The stock market abounds with colorful sayings that reflect the collective wisdom of decades of investment experience. For professional investors, these time-worn adages are reminders of sometimes-painful past market episodes and the unending challenge of getting the future right. But at the end of the day, can these slogans actually be useful in making investment decisions?
Yes, in that what makes the stock market both so confounding and fascinating is how human behavior and emotion influence investment decisions. The wisdom in these sayings is that they remind us of this influence. Considering Mark Twain’s famous quote that “history doesn’t repeat itself, but it often rhymes,” we believe it unwise to let this past wisdom go unheeded when investors are faced with important decisions.
Below is a list of some of the more intriguing slogans that professional investors often cite, and an explanation of their meanings.
Some of these catchphrases are backward-looking and of little value (“the easy money has been made”). Some highlight the comfort that comes from following the talking heads on TV (“the smart money is buying…….”), while others remind us of the perils of ignoring history (“it’s different this time”). But perhaps the best slogan that captures the real influence that human behavior has on the market is the following quote from Sir John Templeton:
Bull markets are born on pessimism, grow on skepticism, mature on optimism, and die on euphoria. The time of maximum pessimism is the best time to buy, and the time of maximum optimism is the best time to sell.
Fighting the impulse to do the exact opposite of this maxim is what is so difficult to do, and is what oftentimes separates the great investors from the rest.
Experience is what gives the good investors the fortitude to stick with this strategy while most of human behavior and impulse argues against. As advisors, our job is to recognize when these tendencies of human behavior are present, and do our best to avoid them.
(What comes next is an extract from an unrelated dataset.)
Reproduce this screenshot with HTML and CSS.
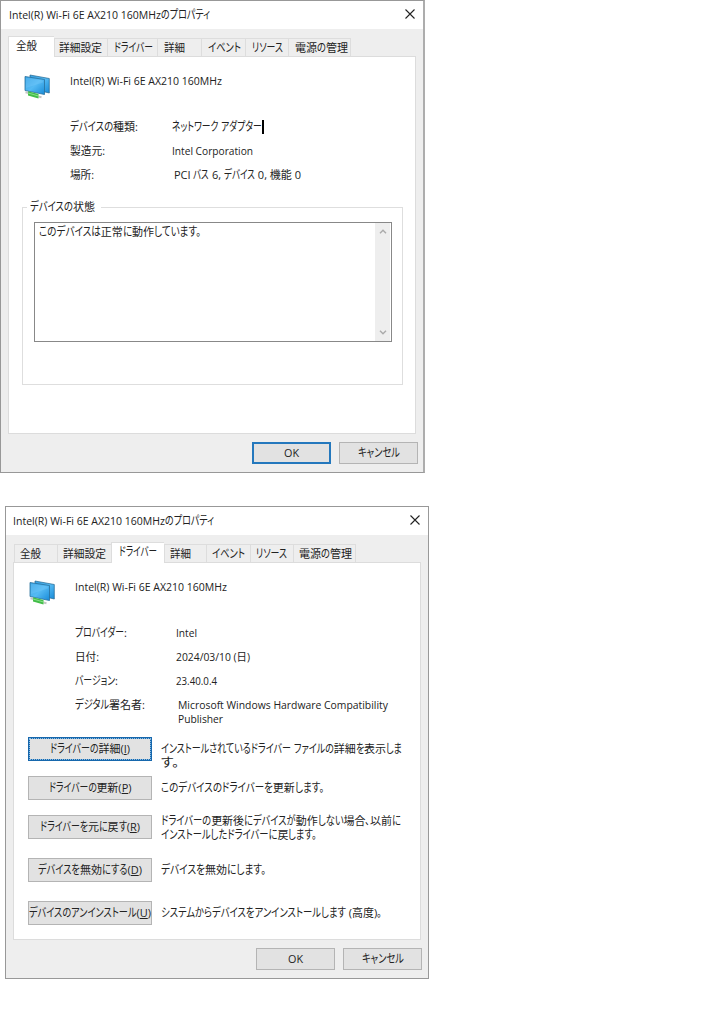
FILE: index.html
```html
<!DOCTYPE html>
<html lang="ja">
<head>
<meta charset="utf-8">
<title>Intel(R) Wi-Fi 6E AX210 160MHzのプロパティ</title>
<link rel="stylesheet" href="styles.css">
</head>
<body>
<svg class="defs" width="0" height="0">
  <defs>
    <linearGradient id="screen" x1="0" y1="0" x2="1" y2="1"><stop offset="0" stop-color="#36a2e4"/><stop offset=".5" stop-color="#55baf3"/><stop offset="1" stop-color="#188bd8"/></linearGradient>
    <symbol id="adapter" viewBox="0 0 27 26">
      <path d="M6 1 L25.3 4.5 V19 L21 18 L6 14 Z" fill="url(#screen)" stroke="#22668f" stroke-width=".7"/>
      <path d="M1 2.5 L20.5 5.5 V20.5 L1 16.5 Z" fill="url(#screen)" stroke="#286f9b" stroke-width=".8"/>
      <path d="M2 3.8 L19 6.5 V8.5 L2 14 Z" fill="#8bd5ff" opacity=".25"/>
      <path d="M1.5 18.2 L4.5 19 M14.5 22.5 L17.5 23.3" stroke="#c5c5c5" stroke-width="2"/>
      <path d="M4 17.3 L14.5 20 V24.5 L4 21.5 Z" fill="#42bd48"/>
      <path d="M4 19 L14.5 22" stroke="#86df88" stroke-width="1"/>
    </symbol>
  </defs>
</svg>

<section class="dialog first">
  <header class="titlebar"><h1><span class="t" data-w="152">Intel(R) Wi-Fi 6E AX210 160MHz</span><span class="t" data-w="49">のプロパティ</span></h1>
    <svg class="close" viewBox="0 0 10 10"><path d="M.5 .5 L9.5 9.5 M9.5 .5 L.5 9.5"/></svg></header>
  <nav class="tabs tabs-general">
    <div class="tab active"><span class="t" data-w="21">全般</span></div>
    <div class="tab"><span class="t" data-w="43">詳細設定</span></div>
    <div class="tab"><span class="t" data-w="39">ドライバー</span></div>
    <div class="tab"><span class="t" data-w="21">詳細</span></div>
    <div class="tab"><span class="t" data-w="33">イベント</span></div>
    <div class="tab"><span class="t" data-w="31">リソース</span></div>
    <div class="tab"><span class="t" data-w="53">電源の管理</span></div>
  </nav>
  <main class="panel">
    <div class="device"><svg class="icon"><use href="#adapter"/></svg><span class="t" data-w="152">Intel(R) Wi-Fi 6E AX210 160MHz</span></div>
    <div class="props">
      <span><span class="t" data-w="68">デバイスの種類:</span></span><span class="editing"><span class="t" data-w="90">ネットワーク アダプター</span><i class="caret"></i></span>
      <span><span class="t" data-w="35">製造元:</span></span><span><span class="t" data-w="81">Intel Corporation</span></span>
      <span><span class="t" data-w="24">場所:</span></span><span class="inset"><span class="t" data-w="127">PCI バス 6, デバイス 0, 機能 0</span></span>
    </div>
    <div class="group">
      <div class="legend"><span class="t" data-w="65">デバイスの状態</span></div>
      <div class="status">
        <div class="status-text"><span class="t" data-w="162">このデバイスは正常に動作しています。</span></div>
        <div class="scroll"><svg viewBox="0 0 8 5"><path d="M1 4.2 L4 1.2 L7 4.2"/></svg><svg viewBox="0 0 8 5"><path d="M1 .8 L4 3.8 L7 .8"/></svg></div>
      </div>
    </div>
  </main>
  <footer><button class="default"><span class="t" data-w="15">OK</span></button><button><span class="t" data-w="42">キャンセル</span></button></footer>
</section>

<section class="dialog second">
  <header class="titlebar"><h1><span class="t" data-w="152">Intel(R) Wi-Fi 6E AX210 160MHz</span><span class="t" data-w="49">のプロパティ</span></h1>
    <svg class="close" viewBox="0 0 10 10"><path d="M.5 .5 L9.5 9.5 M9.5 .5 L.5 9.5"/></svg></header>
  <nav class="tabs tabs-driver">
    <div class="tab"><span class="t" data-w="21">全般</span></div>
    <div class="tab"><span class="t" data-w="43">詳細設定</span></div>
    <div class="tab active"><span class="t" data-w="38">ドライバー</span></div>
    <div class="tab"><span class="t" data-w="21">詳細</span></div>
    <div class="tab"><span class="t" data-w="33">イベント</span></div>
    <div class="tab"><span class="t" data-w="31">リソース</span></div>
    <div class="tab"><span class="t" data-w="53">電源の管理</span></div>
  </nav>
  <main class="panel">
    <div class="device"><svg class="icon"><use href="#adapter"/></svg><span class="t" data-w="152">Intel(R) Wi-Fi 6E AX210 160MHz</span></div>
    <div class="props driver">
      <span><span class="t" data-w="52">プロバイダー:</span></span><span><span class="t" data-w="21">Intel</span></span>
      <span><span class="t" data-w="24">日付:</span></span><span><span class="t" data-w="74">2024/03/10 (日)</span></span>
      <span><span class="t" data-w="43">バージョン:</span></span><span><span class="t" data-w="41">23.40.0.4</span></span>
      <span><span class="t" data-w="70">デジタル署名者:</span></span><span class="inset"><span class="t" data-w="210">Microsoft Windows Hardware Compatibility</span><br><span class="t" data-w="45">Publisher</span></span>
    </div>
    <div class="actions">
      <button class="focused"><span class="t" data-w="80">ドライバーの詳細(<u>I</u>)</span></button><p><span class="t" data-w="241">インストールされているドライバー ファイルの詳細を表示しま</span><br><span class="t" data-w="18">す。</span></p>
      <button><span class="t" data-w="83">ドライバーの更新(<u>P</u>)</span></button><p><span class="t" data-w="163">このデバイスのドライバーを更新します。</span></p>
      <button><span class="t" data-w="100">ドライバーを元に戻す(<u>R</u>)</span></button><p class="raised"><span class="t" data-w="240">ドライバーの更新後にデバイスが動作しない場合、以前に</span><br><span class="t" data-w="156">インストールしたドライバーに戻します。</span></p>
      <button><span class="t" data-w="104">デバイスを無効にする(<u>D</u>)</span></button><p><span class="t" data-w="105">デバイスを無効にします。</span></p>
      <button><span class="t" data-w="122">デバイスのアンインストール(<u>U</u>)</span></button><p><span class="t" data-w="221">システムからデバイスをアンインストールします (高度)。</span></p>
    </div>
  </main>
  <footer><button><span class="t" data-w="15">OK</span></button><button><span class="t" data-w="42">キャンセル</span></button></footer>
</section>
<script src="fit.js"></script>
</body>
</html>
```
FILE: styles.css
```css
* { box-sizing: border-box; }
body { margin: 0; width: 724px; height: 1024px; overflow: hidden; background: #fff; color: #222; font: 11px/14px "Open Sans", "Noto Sans CJK JP", sans-serif; font-feature-settings: "palt"; }
.defs { display: block; height: 0; }
h1, p { margin: 0; font: inherit; }
.t { display: inline-block; white-space: nowrap; vertical-align: top; }
.run { display: inline-block; vertical-align: top; }
.run > span { display: inline-block; vertical-align: top; transform-origin: 0 50%; }
.kana { font-size: 12px; }
u { text-underline-offset: 1px; text-decoration-thickness: 1px; }

.dialog { width: 425px; height: 473px; background: #eee; border: 1px solid #989898; border-right: 2px solid #adadad; }
.second { margin: 33px 0 0 5px; width: 424px; border-right: 1px solid #999; }
.titlebar { height: 28px; background: #fff; display: flex; justify-content: space-between; padding: 7px 8px 0 8px; }
.second .titlebar { padding-left: 7px; }
.titlebar h1 { display: flex; }
.close { width: 10px; height: 10px; margin-top: 1px; fill: none; stroke: #222; stroke-width: 1.1; }

.tabs { display: grid; height: 27px; padding-top: 9px; margin-left: 7px; }
.tabs-general { grid-template-columns: 46px 53px 50px 44px 44px 43px 63px; }
.tabs-driver { grid-template-columns: 43px 54px 53px 42px 44px 43px 63px; padding-left: 1px; }
.tab { height: 18px; border: 1px solid #ddd; border-width: 1px 0 0 1px; padding: 2px 0 0 4px; }
.tab:last-child { border-right-width: 1px; }
.tab:nth-child(n+3) { padding-left: 6px; }
.tab:first-child { padding-left: 5px; }
.tabs-driver .tab:nth-child(2) { padding-left: 5px; }
.tabs-driver .tab:nth-child(n+4) { padding-left: 5px; }
.tab.active { height: 21px; margin-top: -2px; background: #fff; padding: 2px 0 0 7px; z-index: 1; }

.panel { width: 408px; height: 378px; margin-left: 7px; background: #fff; border: 1px solid #dcdcdc; }
.device { display: flex; height: 58px; padding: 17px 0 0 15px; }
.icon { width: 27px; height: 26px; margin-right: 19px; }
.props { display: grid; grid-template-columns: 102px 1fr; grid-auto-rows: 24px; padding: 5px 0 0 61px; }
.driver { height: 116px; }
.inset { padding-left: 2px; line-height: 13.5px; }
.second .props > :nth-child(even) { margin-left: -1px; }
.editing { display: flex; }
.caret { width: 2.5px; height: 14px; background: #000; }

.group { margin: 15px 12px 0 13px; height: 178px; border: 1px solid #dedede; }
.legend { width: 74px; height: 14px; margin: -8px 0 0 4px; padding-left: 3px; background: #fff; }
.status { height: 120px; width: 358px; margin: 8px 0 0 11px; border: 1px solid #888; display: flex; justify-content: space-between; }
.status-text { padding: 2px 0 0 4px; }
.scroll { width: 15px; margin-right: 1px; background: #eee; display: flex; flex-direction: column; justify-content: space-between; align-items: center; padding: 6px 0; }
.scroll svg { width: 8px; height: 5px; fill: none; stroke: #aaa; stroke-width: 1.4; }

button { font: inherit; font-feature-settings: inherit; color: inherit; padding: 0; border: 1px solid #b4b4b4; background: #e2e2e2; border-radius: 0; display: flex; justify-content: center; align-items: center; height: 22px; }
footer { display: flex; justify-content: flex-end; gap: 8px; padding: 8px 6px 0 0; }
.first footer { padding-right: 5px; }
footer button { width: 79px; }
.default { border: 2px solid #2478bd; }
.actions { display: grid; grid-template-columns: 124px 1fr; grid-template-rows: 39px 39px 43px 43px 38px; column-gap: 9px; padding-left: 14px; }
.actions button { height: 24px; }
.actions .focused { border: 2px solid #1768ad; outline: 1px dotted #8ebde2; outline-offset: -2px; }
.actions p { padding-top: 5px; }
.actions .raised { padding-top: 0; margin-top: -1px; }
```
FILE: fit.js
```js
// Condenses kana runs so each label takes its dialog width; kanji keep full width.
function run(text, isKana) {
  const outer = document.createElement('span');
  const inner = document.createElement('span');
  outer.className = isKana ? 'run kana' : 'run';
  inner.textContent = text;
  inner.style.whiteSpace = 'pre';
  outer.append(inner);
  return outer;
}
document.querySelectorAll('.t').forEach(label => {
  const target = Number(label.dataset.w);
  const nodes = [];
  const walker = document.createTreeWalker(label, NodeFilter.SHOW_TEXT);
  while (walker.nextNode()) nodes.push(walker.currentNode);
  const hasKana = /[\u3041-\u30ff]/.test(label.textContent);
  const runs = [];
  nodes.forEach(node => {
    if (node.parentNode.tagName === 'U') return;
    const parts = hasKana ? node.data.match(/[\u3001-\u30ff]+|[^\u3001-\u30ff]+/g) : [node.data];
    node.replaceWith(...parts.map(part => {
      if (hasKana && !/[\u3001-\u30ff]/.test(part)) return document.createTextNode(part);
      const el = run(part, hasKana);
      runs.push(el);
      return el;
    }));
  });
  const widths = runs.map(el => el.getBoundingClientRect().width);
  const kana = widths.reduce((a, b) => a + b, 0);
  const fixed = label.getBoundingClientRect().width - kana;
  const factor = (target - fixed) / kana;
  runs.forEach((el, i) => {
    el.style.width = widths[i] * factor + 'px';
    el.firstChild.style.transform = `scaleX(${factor})`;
  });
});
```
It’s also our role to help our clients recognize these tendencies in their own behavior, so they can understand how easily they can become derailed from a plan to stick to a carefully-conceived investment strategy.
While these slogans are important to keep in mind, the best investment strategy is one that incorporates reasonable expectations for future market returns and establishes guardrails to avoid being swept up by the emotion that inhibits investment success.
Learn more about Bruce D. Simon.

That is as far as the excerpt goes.